Thank God for foolish
questions! What would happen if people had not challenged Jesus? What if
everyone had believed what he taught and did not give him opportunity to elaborate
on it? This is especially the case with the Resurrection which is one of the
greatest mysteries. Indeed, you could say that it is the most important. Saint
Paul wrote to the community in Corinth: “For if the dead are not raised, then
Christ has not been raised. If Christ has not been raised, your faith is futile
and you are still in your sins. Then those also who have died in Christ have
perished.” (1 Cor. 15: 16-18)
So, what is the
Resurrection? How does it work? The Corinthians had questions just as we do.

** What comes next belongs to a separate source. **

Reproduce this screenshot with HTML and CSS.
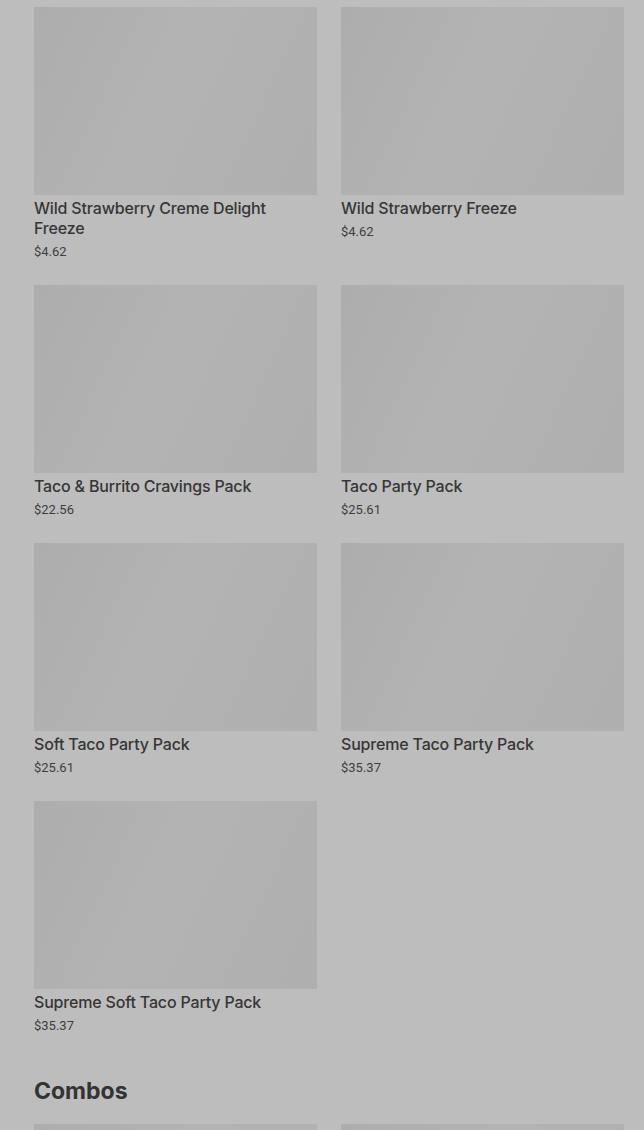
FILE: index.html
```html
<!DOCTYPE html>
<html lang="en">
<head>
    <meta charset="UTF-8">
    <meta name="viewport" content="width=device-width, initial-scale=1.0">
    <title>Menu</title>
    <link rel="stylesheet" href="styles.css">
</head>
<body>
    <div class="menu">
        <div class="grid">
            <div class="card">
                <div class="thumb"></div>
                <div class="name">Wild Strawberry Creme Delight Freeze</div>
                <div class="price">$4.62</div>
            </div>
            <div class="card">
                <div class="thumb"></div>
                <div class="name">Wild Strawberry Freeze</div>
                <div class="price">$4.62</div>
            </div>
            <div class="card">
                <div class="thumb"></div>
                <div class="name">Taco &amp; Burrito Cravings Pack</div>
                <div class="price">$22.56</div>
            </div>
            <div class="card">
                <div class="thumb"></div>
                <div class="name">Taco Party Pack</div>
                <div class="price">$25.61</div>
            </div>
            <div class="card">
                <div class="thumb"></div>
                <div class="name">Soft Taco Party Pack</div>
                <div class="price">$25.61</div>
            </div>
            <div class="card">
                <div class="thumb"></div>
                <div class="name">Supreme Taco Party Pack</div>
                <div class="price">$35.37</div>
            </div>
            <div class="card">
                <div class="thumb"></div>
                <div class="name">Supreme Soft Taco Party Pack</div>
                <div class="price">$35.37</div>
            </div>
        </div>

        <h2 class="section-title">Combos</h2>

        <div class="grid">
            <div class="card">
                <div class="thumb"></div>
            </div>
            <div class="card">
                <div class="thumb"></div>
            </div>
        </div>
    </div>
</body>
</html>
```

FILE: styles.css
```css
body {
    margin: 0;
    background-color: #bdbdbd;
    font-family: 'Inter', 'Liberation Sans', sans-serif;
    color: #363636;
}

.menu {
    padding: 7px 20px 0 34px;
}

.grid {
    display: grid;
    grid-template-columns: 1fr 1fr;
    column-gap: 24px;
    row-gap: 24px;
}

.thumb {
    height: 188px;
    background: linear-gradient(115deg, #adadad 0%, #b3b3b3 45%, #afafaf 100%);
}

.name {
    margin-top: 3px;
    font-size: 16px;
    font-weight: 500;
    line-height: 20px;
    letter-spacing: -0.18px;
    padding-right: 40px;
}

.price {
    margin-top: 5px;
    font-family: 'Roboto', sans-serif;
    font-size: 13px;
    line-height: 18px;
    color: #3d3d3d;
}

.section-title {
    margin: 43px 0 20px;
    font-family: 'Inter', sans-serif;
    font-size: 23px;
    font-weight: 700;
    line-height: 26px;
    letter-spacing: 0;
    color: #333;
}
```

For us it is central to our faith and we need to know about it. It is said that
there is no such thing as a stupid question. Mind you, occasionally there are
answers that make the questioner feel stupid.
The intention of the
Sadducees, who were a Jewish group comprised of rich families associated with
the High Priest, was to make Jesus look stupid. They wanted to mock him and
discredit him in the eyes of the people by coming up with a deliberately
foolish scenario. Instead, as he had already done with the Pharisees, Jesus
turns the tables on them and gives us, at the same time, insight into the
Resurrection. Let us look closely to see what he had to say:
First, Jesus makes it
clear that the resurrection does not consist in a replica of our present life.
Aspects of life, such as marriage, we are familiar with now no longer apply. Questions
about what people look like or what they eat will not be relevant. Anything
that admits of change will pass away. The only thing to remain will be those
things which are transformed by God’s power.
Second, once people
have risen there is no longer any possibility of them dying again. They will
last for eternity. Like angels they will exist in the presence of God. There is
no “Plan B” for God or idea of reincarnation for thhosde wanting a “second
chance” at life.
Third, Resurrection is
a birth into a new reality. Being reborn we become children of God, children of
the resurrection. This means we cannot at the same time be “children of the
Evil One, children of death.”
Fourth, although the
term “resurrection” is not used in the Torah, which includes the first five
books of the Bible accepted by the Saducees, there is indirect evidence for the
resurrection in words spoken to Moses in the Book of Exodus. God, who is
revealed as being eternally present, is shown as continuing to be the God of
Abraham, Isaac and Jacob. The Resurrection has been a part of God’s plan from
the beginning as he wants the human race to share his life. Nothing can
separate us from the love of God. Saint Paul tells the Romans: “For I am
convinced that neither death, nor life, nor angels, nor rulers, nor things
present, nor things to come, nor powers, nor height, nor depth, nor anything
else in all creation, will be able to separate us from the love of God in
Christ Jesus our Lord.” (Rom 8: 38-39)
Fifth, to God all
people are alive. We cannot escape God through physical death rather all of us
will live in eternity. What remains to be decided by me is how I will
experience that eternity. Will I experience it as bliss, communion and infinite
joy together with all I have loved throughout my life or will it be for me a
state of regret, anger and resentment at the God who summoned me into existence
in the first place?
Would Adolf Hitler feel
happy to experience eternity together with all the Jews, Poles, priests,
homosexuals, Jehovah’s Witnesses, Gypsies, Social Democrats, etc that he had
tortured and murdered in this life?
Since the Mass is a
sign and sacrament of the worship of heaven how I will experience the
resurrection is indicated by how I experience church here and now. The question
for me is: do I sense the in breaking of God’s life here and now? Do I welcome
it? Am I already conformed to the life I will anticipate in the reality of the
Resurrection? What is within my heart? Is it light or darkness? Saint John tells
us: “This is the message we have heard from him and proclaim to you, that God
is light and in him there is no darkness at all.” (1 Jn: 1: 5) How then can I
know I love God, walking in the light, when I can’t see God? John goes on later
to write: “Those who say, ‘I love God,’ and hate their brothers or sisters, are
liars; for those who do not love a brother or sister whom they have seen,
cannot love God whom they have not seen.” (1 Jn 4: 20)
The Resurrection,
therefore, may be in the future and different from our present reality however
the way I deal with God and my life now will endure for eternity. That is why
we turn our hearts to God and pray we do not take with us into the resurrection
the things that have cause us and others pain. Eternity is a very long time.